H.C. Ørstedsværket in Denemarken werd gebouwd tussen 1916 en 1920 en werd de eerste hoogspanningscentrale van Kopenhagen. De centrale vulde de drie wisselstroomcentrales in de gemeente Kopenhagen aan en deed jarenlang dienst als elektriciteitscentrale voor Kopenhagen en grote delen van Zeeland.
In de loop der jaren is de energieproductie overgeschakeld van kolen, gas en olie naar milieuvriendelijkere vormen van energie en veel traditionele krachtcentrales hebben niet meer dezelfde rol als waarvoor ze oorspronkelijk werden gebouwd. Sommige van deze oude centrales zijn omgebouwd naar andere vormen van energieproductie en andere naar geheel nieuwe doeleinden.
H.C. Ørstedsværket is een gebouw van architecturale betekenis en werd in 2007 door het Deense Agentschap voor Cultuur en Paleizen aangewezen als nationaal industrieel monument. De gebouwen moeten worden gebruikt voor nieuwe energieproductie, maar voordat dit kan gebeuren, moeten bestaande ketels en andere apparatuur worden verwijderd.
Kingo Karlsen, een toonaangevend Deens sloopbedrijf met meer dan 60 jaar ervaring in de industrie, heeft de opdracht gekregen om de gebouwen klaar te maken voor hun nieuwe rol.

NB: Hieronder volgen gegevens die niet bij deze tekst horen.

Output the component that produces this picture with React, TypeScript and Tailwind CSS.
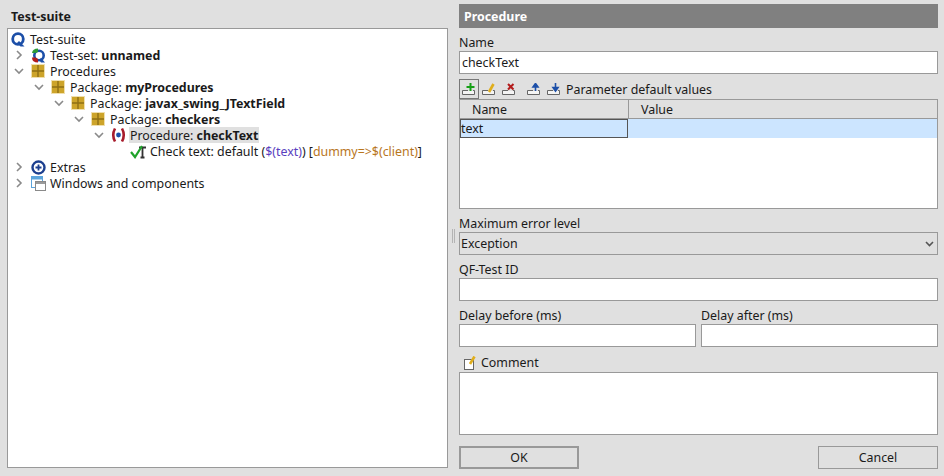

Tijdens het proces van het verwijderen van de vier, 28 meter hoge ketels moet er met veel milieubelastende materialen worden omgegaan, en het sloopproces zal stof en rook produceren, die niet buiten het gebouw kunnen worden verspreid. Ook zit er asbest in de isolatie, wat gevaarlijk is voor de mens om te inhaleren. Het is daarom zeer belangrijk om de juiste apparatuur te gebruiken, zodat zowel de werknemers als het milieu volgens de wetgeving worden beschermd.
Om ervoor te zorgen dat de vereiste onderdruk in de gebouwen behouden blijft en om het gevaarlijke stof te filteren, koos Kingo voor de mobiele milieu- en modulaire collectoren van Camfil tijdens het sloopproces. De modulaire milieucollector is ingebouwd in een 20' container met een capaciteit van 2 x 10.000 m³/u en op strategische plaatsen rond de slooplocatie werden verschillende modulaire stofafscheiders (dust collectors) met elk een capaciteit van 4.000 m³/u geplaatst.
Beide types collectoren zijn flexibel en kunnen naar behoefte worden ingezet. De mobiele milieucollectoren van Camfil zijn gebouwd met zelfreinigende patroonfilters die het grootste deel van het stof filteren en via een draaiklep naar een grote zak afvoeren. De ingebouwde HEPA-filters worden na de patroonfilters geplaatst om een voldoende effectieve filtratie te garanderen. Als er gassen zoals PCB's in het gebouw aanwezig zijn, kan er een actief koolstoffilter op het HEPA-filter worden aangesloten.
In tegenstelling tot de eerder gebruikte milieucollectoren kunnen de milieucollectoren van Camfil hun capaciteit gedurende de gehele taakstelling behouden. De zelfreinigende patroonfilters zorgen voor een maximale afzuiging. Tegelijkertijd zijn de HEPA-filters beschermd tegen hoge stofbelastingen en hebben daardoor een zeer lange levensduur.
Camfil's milieucollectoren hoeven alleen maar te worden aangesloten op een stroomvoorziening om te kunnen werken, dus het is eenvoudig om een goede werkomgeving te bereiken.
Kingo heeft 16 toegewijde mannen laten werken aan het project bij H.C. Ørstedsværket gedurende twee jaar, waar ketels en andere stalen onderdelen in stukken worden gesneden met vlammensnijders, en isolatie en bouwonderdelen worden afgebroken. In totaal zijn er in de loop van de twee jaar 6.500 ton materiaal verwijderd.
Volgens Kingo Karlsen's contractmanager, Bent Kjeldsen, is er na de investering in de collectoren een aanzienlijke verbetering van de werkomgeving voor dit soort werk. Kingo Karlsen is vandaag de dag eigenaar van verschillende milieu- en modulaire verzamelaars van Camfil.